## EXERCISE DIRECTIONS
Exactly repeat the material, dropping every picture from the copy.

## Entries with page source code

===

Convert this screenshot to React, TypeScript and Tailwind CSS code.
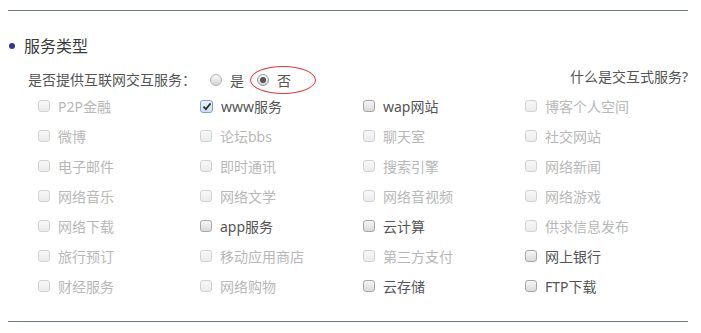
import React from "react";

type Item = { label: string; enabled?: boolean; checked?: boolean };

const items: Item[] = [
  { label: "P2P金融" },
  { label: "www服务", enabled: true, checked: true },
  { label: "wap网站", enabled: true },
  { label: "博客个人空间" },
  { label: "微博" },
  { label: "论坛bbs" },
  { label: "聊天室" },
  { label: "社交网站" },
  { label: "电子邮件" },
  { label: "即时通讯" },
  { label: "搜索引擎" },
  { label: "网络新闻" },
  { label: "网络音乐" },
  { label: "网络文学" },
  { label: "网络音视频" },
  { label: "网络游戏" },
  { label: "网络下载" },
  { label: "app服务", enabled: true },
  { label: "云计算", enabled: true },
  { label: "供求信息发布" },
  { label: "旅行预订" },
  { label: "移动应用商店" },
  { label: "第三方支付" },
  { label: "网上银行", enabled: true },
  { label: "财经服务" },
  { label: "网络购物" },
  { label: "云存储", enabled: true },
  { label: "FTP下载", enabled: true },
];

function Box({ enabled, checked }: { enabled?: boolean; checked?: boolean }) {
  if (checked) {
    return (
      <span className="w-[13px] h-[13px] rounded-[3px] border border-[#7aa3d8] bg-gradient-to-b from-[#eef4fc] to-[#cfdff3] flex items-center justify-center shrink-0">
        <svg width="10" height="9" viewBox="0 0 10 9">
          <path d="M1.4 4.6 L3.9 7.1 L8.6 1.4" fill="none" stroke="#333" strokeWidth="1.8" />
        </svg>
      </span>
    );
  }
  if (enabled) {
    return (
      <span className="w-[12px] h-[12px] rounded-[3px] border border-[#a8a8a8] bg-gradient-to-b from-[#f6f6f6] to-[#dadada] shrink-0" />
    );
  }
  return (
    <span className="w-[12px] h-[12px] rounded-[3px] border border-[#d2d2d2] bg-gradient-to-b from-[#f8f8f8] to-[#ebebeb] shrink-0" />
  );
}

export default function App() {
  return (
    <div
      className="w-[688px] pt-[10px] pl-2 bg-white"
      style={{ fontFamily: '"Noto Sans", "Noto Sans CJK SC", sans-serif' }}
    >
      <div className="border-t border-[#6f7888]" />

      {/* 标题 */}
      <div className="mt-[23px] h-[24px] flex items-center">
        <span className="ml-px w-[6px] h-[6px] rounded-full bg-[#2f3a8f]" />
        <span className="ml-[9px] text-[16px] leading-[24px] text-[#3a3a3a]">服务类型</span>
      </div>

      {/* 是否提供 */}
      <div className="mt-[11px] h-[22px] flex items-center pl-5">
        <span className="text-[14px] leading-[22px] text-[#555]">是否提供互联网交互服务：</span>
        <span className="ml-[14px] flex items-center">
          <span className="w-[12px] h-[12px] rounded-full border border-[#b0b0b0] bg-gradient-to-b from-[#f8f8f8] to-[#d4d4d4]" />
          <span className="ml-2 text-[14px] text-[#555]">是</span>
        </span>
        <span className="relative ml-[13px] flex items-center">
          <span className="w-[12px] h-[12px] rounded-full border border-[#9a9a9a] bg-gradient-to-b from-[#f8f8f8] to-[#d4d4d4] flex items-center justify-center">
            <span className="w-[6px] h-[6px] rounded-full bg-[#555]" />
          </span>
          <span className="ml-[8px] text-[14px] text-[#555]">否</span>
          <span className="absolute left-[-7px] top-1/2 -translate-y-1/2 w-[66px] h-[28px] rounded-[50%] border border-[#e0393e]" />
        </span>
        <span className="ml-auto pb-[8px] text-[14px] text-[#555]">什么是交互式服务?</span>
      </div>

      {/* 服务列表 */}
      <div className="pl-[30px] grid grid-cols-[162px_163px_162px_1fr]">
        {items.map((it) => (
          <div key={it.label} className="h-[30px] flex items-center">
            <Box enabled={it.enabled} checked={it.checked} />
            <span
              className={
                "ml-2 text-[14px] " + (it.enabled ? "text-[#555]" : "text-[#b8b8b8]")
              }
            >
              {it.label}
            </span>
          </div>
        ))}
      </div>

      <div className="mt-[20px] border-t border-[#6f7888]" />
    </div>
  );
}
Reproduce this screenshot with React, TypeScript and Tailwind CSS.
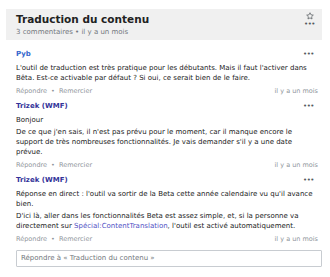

===

## ANSWER TO THE PROBLEM
Convert this screenshot to React, TypeScript and Tailwind CSS code.
import React from "react";

type Item = { label: string; enabled?: boolean; checked?: boolean };

const items: Item[] = [
  { label: "P2P金融" },
  { label: "www服务", enabled: true, checked: true },
  { label: "wap网站", enabled: true },
  { label: "博客个人空间" },
  { label: "微博" },
  { label: "论坛bbs" },
  { label: "聊天室" },
  { label: "社交网站" },
  { label: "电子邮件" },
  { label: "即时通讯" },
  { label: "搜索引擎" },
  { label: "网络新闻" },
  { label: "网络音乐" },
  { label: "网络文学" },
  { label: "网络音视频" },
  { label: "网络游戏" },
  { label: "网络下载" },
  { label: "app服务", enabled: true },
  { label: "云计算", enabled: true },
  { label: "供求信息发布" },
  { label: "旅行预订" },
  { label: "移动应用商店" },
  { label: "第三方支付" },
  { label: "网上银行", enabled: true },
  { label: "财经服务" },
  { label: "网络购物" },
  { label: "云存储", enabled: true },
  { label: "FTP下载", enabled: true },
];

function Box({ enabled, checked }: { enabled?: boolean; checked?: boolean }) {
  if (checked) {
    return (
      <span className="w-[13px] h-[13px] rounded-[3px] border border-[#7aa3d8] bg-gradient-to-b from-[#eef4fc] to-[#cfdff3] flex items-center justify-center shrink-0">
        <svg width="10" height="9" viewBox="0 0 10 9">
          <path d="M1.4 4.6 L3.9 7.1 L8.6 1.4" fill="none" stroke="#333" strokeWidth="1.8" />
        </svg>
      </span>
    );
  }
  if (enabled) {
    return (
      <span className="w-[12px] h-[12px] rounded-[3px] border border-[#a8a8a8] bg-gradient-to-b from-[#f6f6f6] to-[#dadada] shrink-0" />
    );
  }
  return (
    <span className="w-[12px] h-[12px] rounded-[3px] border border-[#d2d2d2] bg-gradient-to-b from-[#f8f8f8] to-[#ebebeb] shrink-0" />
  );
}

export default function App() {
  return (
    <div
      className="w-[688px] pt-[10px] pl-2 bg-white"
      style={{ fontFamily: '"Noto Sans", "Noto Sans CJK SC", sans-serif' }}
    >
      <div className="border-t border-[#6f7888]" />

      {/* 标题 */}
      <div className="mt-[23px] h-[24px] flex items-center">
        <span className="ml-px w-[6px] h-[6px] rounded-full bg-[#2f3a8f]" />
        <span className="ml-[9px] text-[16px] leading-[24px] text-[#3a3a3a]">服务类型</span>
      </div>

      {/* 是否提供 */}
      <div className="mt-[11px] h-[22px] flex items-center pl-5">
        <span className="text-[14px] leading-[22px] text-[#555]">是否提供互联网交互服务：</span>
        <span className="ml-[14px] flex items-center">
          <span className="w-[12px] h-[12px] rounded-full border border-[#b0b0b0] bg-gradient-to-b from-[#f8f8f8] to-[#d4d4d4]" />
          <span className="ml-2 text-[14px] text-[#555]">是</span>
        </span>
        <span className="relative ml-[13px] flex items-center">
          <span className="w-[12px] h-[12px] rounded-full border border-[#9a9a9a] bg-gradient-to-b from-[#f8f8f8] to-[#d4d4d4] flex items-center justify-center">
            <span className="w-[6px] h-[6px] rounded-full bg-[#555]" />
          </span>
          <span className="ml-[8px] text-[14px] text-[#555]">否</span>
          <span className="absolute left-[-7px] top-1/2 -translate-y-1/2 w-[66px] h-[28px] rounded-[50%] border border-[#e0393e]" />
        </span>
        <span className="ml-auto pb-[8px] text-[14px] text-[#555]">什么是交互式服务?</span>
      </div>

      {/* 服务列表 */}
      <div className="pl-[30px] grid grid-cols-[162px_163px_162px_1fr]">
        {items.map((it) => (
          <div key={it.label} className="h-[30px] flex items-center">
            <Box enabled={it.enabled} checked={it.checked} />
            <span
              className={
                "ml-2 text-[14px] " + (it.enabled ? "text-[#555]" : "text-[#b8b8b8]")
              }
            >
              {it.label}
            </span>
          </div>
        ))}
      </div>

      <div className="mt-[20px] border-t border-[#6f7888]" />
    </div>
  );
}
Reproduce this screenshot with React, TypeScript and Tailwind CSS.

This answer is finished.